Su detención fue fruto de una rocambolesca cadena de acontecimientos. En los primeros meses de 1981 los técnicos de la compañía telefónica francesa detectaron una anomalía en el funcionamiento de una a cabina pública instalada en San Juan de Luz. Alguien la utilizaba para hablar con diferentes ciudades del mundo pero el gasto nunca superaba los 50 céntimos. Las llamadas se producían al atardecer y aunque eran de larga duración el desembolso económico nunca superaba esa exigua cantidad. Los técnicos pensaron en una anomalía del aparato pero una vez realizadas las comprobaciones, determinaron que no se trataba de una avería sino de un acto delictivo. Alguien manipulaba el teléfono y el mismo sistema fraudulento se repetía en otras cabinas diseminadas en localidades próximas. La compañía telefónica denunció el caso a la Gendarmería, que eludió destinar agentes para investigar el asunto por tratarse de una tema menor.

La historia quiso que esta indagaciones coincidieran con otra operación policial considerada, en principio, mucho más seria y que también tenía a una cabina telefónica como protagonista. Los gendarmes habían detectado que un dirigente de ETA acudía habitualmente a un teléfono público en la Avenida Jalday de San Juan de Luz para transmitir consignas a sus compañeros. El aparato estaba pinchado pero temían que el terrorista se percatara de ello y se diera a la fuga. El sábado 8 de mayo de ese año un hombre moreno y corpulento entró en la cabina para llamar. El retén de policías que vigilaba la cabina le retuvo para identificarlo. El perfil no era de un etarra, pero al comprobar la documentación surgieron sospechas. Unos meses antes, la Audiencia de Bayona había recibido un requerimiento internacional de un juez de Los Ángeles que reclamaba la detención de una persona con algunas características que se asemejaban a las del arrestado en la cabina de la Avenida Jalday. ¿Pero quién era singular persona?. Nada menos que Miki Dora, de 47 años, nacido en Budapest, pero de nacionalidad americana, oficialmente domiciliado en Suiza, propietario de una caravana matriculada en Alemania, que se hacía pasar por Richard Gordon, Leister Gordon y Peterson. Un personaje fuera de lo común.

El arresto fue portada en los medios californianos que de cíclicamente especulaban sobre el paradero del afamado surfista, ídolo de la juventud americana de la época, que encajó la noticia como un mazazo.
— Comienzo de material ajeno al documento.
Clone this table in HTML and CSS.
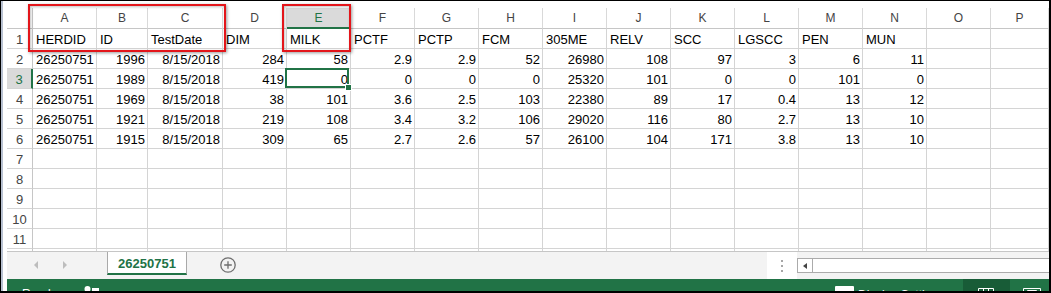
FILE: index.html
```html
<!DOCTYPE html>
<html>
<head>
<meta charset="utf-8">
<link rel="stylesheet" href="styles.css">
</head>
<body>
<div class="window">
  <div class="edge"></div>
  <div class="main">
    <div class="topgap"></div>
    <div class="sheet">
      <div class="corner"></div><div class="ch">A</div><div class="ch">B</div><div class="ch">C</div><div class="ch">D</div><div class="ch sel">E</div><div class="ch">F</div><div class="ch">G</div><div class="ch">H</div><div class="ch">I</div><div class="ch">J</div><div class="ch">K</div><div class="ch">L</div><div class="ch">M</div><div class="ch">N</div><div class="ch">O</div><div class="ch">P</div>

      <div class="rh">1</div><div>HERDID</div><div>ID</div><div>TestDate</div><div>DIM</div><div>MILK</div><div>PCTF</div><div>PCTP</div><div>FCM</div><div>305ME</div><div>RELV</div><div>SCC</div><div>LGSCC</div><div>PEN</div><div>MUN</div><div></div><div></div>

      <div class="rh">2</div><div>26250751</div><div class="n">1996</div><div class="n">8/15/2018</div><div class="n">284</div><div class="n">58</div><div class="n">2.9</div><div class="n">2.9</div><div class="n">52</div><div class="n">26980</div><div class="n">108</div><div class="n">97</div><div class="n">3</div><div class="n">6</div><div class="n">11</div><div></div><div></div>

      <div class="rh sel">3</div><div>26250751</div><div class="n">1989</div><div class="n">8/15/2018</div><div class="n">419</div><div class="n active">0<span class="cursor"><span class="handle"></span></span></div><div class="n">0</div><div class="n">0</div><div class="n">0</div><div class="n">25320</div><div class="n">101</div><div class="n">0</div><div class="n">0</div><div class="n">101</div><div class="n">0</div><div></div><div></div>

      <div class="rh">4</div><div>26250751</div><div class="n">1969</div><div class="n">8/15/2018</div><div class="n">38</div><div class="n">101</div><div class="n">3.6</div><div class="n">2.5</div><div class="n">103</div><div class="n">22380</div><div class="n">89</div><div class="n">17</div><div class="n">0.4</div><div class="n">13</div><div class="n">12</div><div></div><div></div>

      <div class="rh">5</div><div>26250751</div><div class="n">1921</div><div class="n">8/15/2018</div><div class="n">219</div><div class="n">108</div><div class="n">3.4</div><div class="n">3.2</div><div class="n">106</div><div class="n">29020</div><div class="n">116</div><div class="n">80</div><div class="n">2.7</div><div class="n">13</div><div class="n">10</div><div></div><div></div>

      <div class="rh">6</div><div>26250751</div><div class="n">1915</div><div class="n">8/15/2018</div><div class="n">309</div><div class="n">65</div><div class="n">2.7</div><div class="n">2.6</div><div class="n">57</div><div class="n">26100</div><div class="n">104</div><div class="n">171</div><div class="n">3.8</div><div class="n">13</div><div class="n">10</div><div></div><div></div>

      <div class="rh">7</div><div></div><div></div><div></div><div></div><div></div><div></div><div></div><div></div><div></div><div></div><div></div><div></div><div></div><div></div><div></div><div></div>
      <div class="rh">8</div><div></div><div></div><div></div><div></div><div></div><div></div><div></div><div></div><div></div><div></div><div></div><div></div><div></div><div></div><div></div><div></div>
      <div class="rh">9</div><div></div><div></div><div></div><div></div><div></div><div></div><div></div><div></div><div></div><div></div><div></div><div></div><div></div><div></div><div></div><div></div>
      <div class="rh">10</div><div></div><div></div><div></div><div></div><div></div><div></div><div></div><div></div><div></div><div></div><div></div><div></div><div></div><div></div><div></div><div></div>
      <div class="rh">11</div><div></div><div></div><div></div><div></div><div></div><div></div><div></div><div></div><div></div><div></div><div></div><div></div><div></div><div></div><div></div><div></div>
      <div class="rh"></div><div></div><div></div><div></div><div></div><div></div><div></div><div></div><div></div><div></div><div></div><div></div><div></div><div></div><div></div><div></div><div></div>
    </div>

    <div class="tabbar">
      <div class="nav"><span class="arr-l"></span><span class="arr-r"></span></div>
      <div class="tab">26250751</div>
      <svg class="add" width="16" height="16" viewBox="0 0 16 16"><circle cx="8" cy="8" r="7.2" fill="none" stroke="#6f6f6f" stroke-width="1.3"/><path d="M8 4.2v7.6M4.2 8h7.6" stroke="#6f6f6f" stroke-width="1.3"/></svg>
      <div class="spacer"></div>
      <div class="split"><i></i><i></i><i></i></div>
      <div class="hscroll"><div class="sbox"><div class="sbtn"><span class="arr-s"></span></div></div></div>
    </div>

    <div class="status">
      <div class="ready">Ready</div>
      <svg class="macro" width="16" height="12" viewBox="0 0 16 12"><circle cx="3.5" cy="10" r="3" fill="#fff"/><rect x="8" y="9" width="7" height="6" fill="#fff"/></svg>
      <div class="spacer"></div>
      <div class="disp">
        <svg width="19" height="12" viewBox="0 0 19 12"><rect x="0" y="7" width="19" height="6" rx="1" fill="#fff"/></svg>
        <span>Display Settings</span>
      </div>
      <div class="view-normal"><svg width="16" height="12" viewBox="0 0 16 12"><path d="M0.5 9.5h15v4M0.5 9.5v4M5.5 9.5v4M10.5 9.5v4" fill="none" stroke="#fff"/></svg></div>
      <div class="view-layout"><svg width="18" height="12" viewBox="0 0 18 12"><path d="M0.5 9.5h17v4M0.5 9.5v4M4.5 11.5h9v3M4.5 11.5v3" fill="none" stroke="#fff"/></svg></div>
    </div>
  </div>

  <div class="mark m1"></div>
  <div class="mark m2"></div>
</div>
</body>
</html>
```
FILE: styles.css
```css
* { box-sizing: border-box; }

body {
  margin: 0;
  background: #fff;
  font-family: "Liberation Sans", Arial, sans-serif;
}

.window {
  position: relative;
  width: 1051px;
  height: 293px;
  border-style: solid;
  border-color: #000;
  border-width: 1px 2px 2px 1px;
  display: flex;
  overflow: hidden;
  background: #fff;
}

.edge {
  width: 2px;
  flex: none;
  background: #b8c1d1;
}

.main {
  flex: 1;
  min-width: 0;
  padding-left: 4px;
  display: flex;
  flex-direction: column;
}

.topgap { height: 7px; flex: none; }

/* ---------- grid ---------- */
.sheet {
  height: 243px;
  flex: none;
  overflow: hidden;
  display: grid;
  grid-template-columns: 26px 64px 51px 75px repeat(12, 64px) 1fr;
  grid-template-rows: 21px;
  grid-auto-rows: 20px;
}

.sheet > div {
  border-right: 1px solid #d4d4d4;
  border-bottom: 1px solid #d4d4d4;
  font-size: 13px;
  line-height: 19px;
  padding: 1px 3px 0;
  white-space: nowrap;
  overflow: hidden;
  color: #000;
}

.sheet > .n { text-align: right; padding-right: 2px; }

.sheet > .corner {
  border-bottom-color: #c6c6c6;
  border-right-color: #c6c6c6;
}

.sheet > .ch {
  font-size: 12px;
  text-align: center;
  color: #444;
  padding: 1px 0 0;
  border-bottom-color: #c6c6c6;
  border-right-color: #d9d9d9;
}

.sheet > .rh {
  text-align: center;
  color: #444;
  padding: 1px 0 0;
  border-right-color: #c6c6c6;
}

.sheet > .ch.sel {
  background: #dadada;
  color: #217346;
  border-bottom: 2px solid #217346;
}

.sheet > .rh.sel {
  background: #dadada;
  color: #217346;
  border-right: 2px solid #217346;
}

.sheet > .active {
  position: relative;
  overflow: visible;
}

.cursor {
  position: absolute;
  left: -2px;
  top: -1px;
  right: 1px;
  bottom: 0;
  border: 2px solid #217346;
}

.handle {
  position: absolute;
  right: -5px;
  bottom: -5px;
  width: 7px;
  height: 7px;
  background: #217346;
  border: 1px solid #fff;
}

/* ---------- sheet tabs ---------- */
.tabbar {
  height: 28px;
  flex: none;
  display: flex;
  border-top: 1px solid #c6c6c6;
  background: #f3f3f3;
}

.nav {
  width: 100px;
  flex: none;
  display: flex;
  align-items: center;
  padding: 0 0 1px 27px;
  gap: 25px;
}

.arr-l, .arr-r {
  width: 0;
  height: 0;
  border-top: 4px solid transparent;
  border-bottom: 4px solid transparent;
}
.arr-l { border-right: 4px solid #bdbdbd; }
.arr-r { border-left: 4px solid #bdbdbd; }

.tab {
  width: 80px;
  height: 23px;
  flex: none;
  background: #fff;
  border-left: 1px solid #a9a9a9;
  border-right: 1px solid #a9a9a9;
  border-bottom: 2px solid #217346;
  color: #217346;
  font-weight: bold;
  font-size: 13px;
  line-height: 21px;
  padding-top: 1px;
  text-align: center;
}

.add {
  flex: none;
  margin: 5px 0 0 33px;
}

.spacer { flex: 1; }

.split {
  width: 30px;
  flex: none;
  background: #fff;
  display: flex;
  flex-direction: column;
  align-items: center;
  justify-content: center;
  gap: 3px;
}
.split i {
  display: block;
  width: 2px;
  height: 2px;
  background: #a6a6a6;
}

.hscroll {
  width: 252px;
  flex: none;
  padding-top: 6px;
}

.sbox {
  height: 15px;
  border: 1px solid #ababab;
  border-right: none;
  background: #fff;
  display: flex;
}

.sbtn {
  width: 15px;
  border-right: 1px solid #ababab;
  display: flex;
  align-items: center;
  justify-content: center;
}

.arr-s {
  width: 0;
  height: 0;
  border-top: 3.5px solid transparent;
  border-bottom: 3.5px solid transparent;
  border-right: 4px solid #444;
}

/* ---------- status bar ---------- */
.status {
  height: 12px;
  flex: none;
  display: flex;
  overflow: hidden;
  background: #217346;
  color: #fff;
  font-size: 12px;
  line-height: 14px;
}

.ready {
  width: 62px;
  flex: none;
  margin-left: 15px;
  padding-top: 8px;
}

.macro { flex: none; display: block; }

.disp {
  width: 128px;
  flex: none;
  display: flex;
  gap: 4px;
}
.disp svg { display: block; flex: none; }
.disp span { padding-top: 9px; white-space: nowrap; }

.view-normal {
  width: 47px;
  flex: none;
  background: #185c37;
  padding-left: 15px;
}
.view-normal svg, .view-layout svg { display: block; }

.view-layout {
  width: 39px;
  flex: none;
  padding-left: 13px;
}

/* ---------- annotation boxes ---------- */
.mark {
  position: absolute;
  top: 3px;
  height: 48px;
  border: 2px solid #e3151a;
  box-shadow: 1px 1px 3px rgba(0, 0, 0, 0.4), inset 1px 1px 3px rgba(0, 0, 0, 0.25);
}
.m1 { left: 27px; width: 198px; }
.m2 { left: 281px; width: 69px; }
```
En el registro de su camioneta, los gendarmes encontraron cinco pasaportes falsos escondidos bajo la alfombrilla. Fue condenado a tres meses de cárcel en Villa Chagrin de Bayona. Le acusaron de falsificación de pasaportes aunque él siempre creyó que le habían arrestado por haber gastado de forma fraudulenta en Biarritz unos 4.000 dólares con una tarjeta de crédito. Después de cumplir la pena en Bayona, y respondiendo a la orden de arresto internacional, fue enviado a California, donde una vez cumplida condena emprendió otro largo viaje alrededor del mundo.

La televisión francesa lo persiguió. Un largo reportaje logró profundizar en los secretos de este peculiar personaje con entrevistas a diversas personas que se habían cruzado en su vida. El documental que trataba descubrir su último refugio, concluía en una playa australiana, donde un Niki Dora, ya mayor, se tapaba la cara en la orilla con la tabla de surf al sentirse descubierto por una cámara. Murió el 3 de enero de 2002 en el pueblo californiano de Montecito. «La vida es pasar el tiempo tan agradablemente como sea posible». Esta era la esencia de su filosofía a la que siempre fue fiel.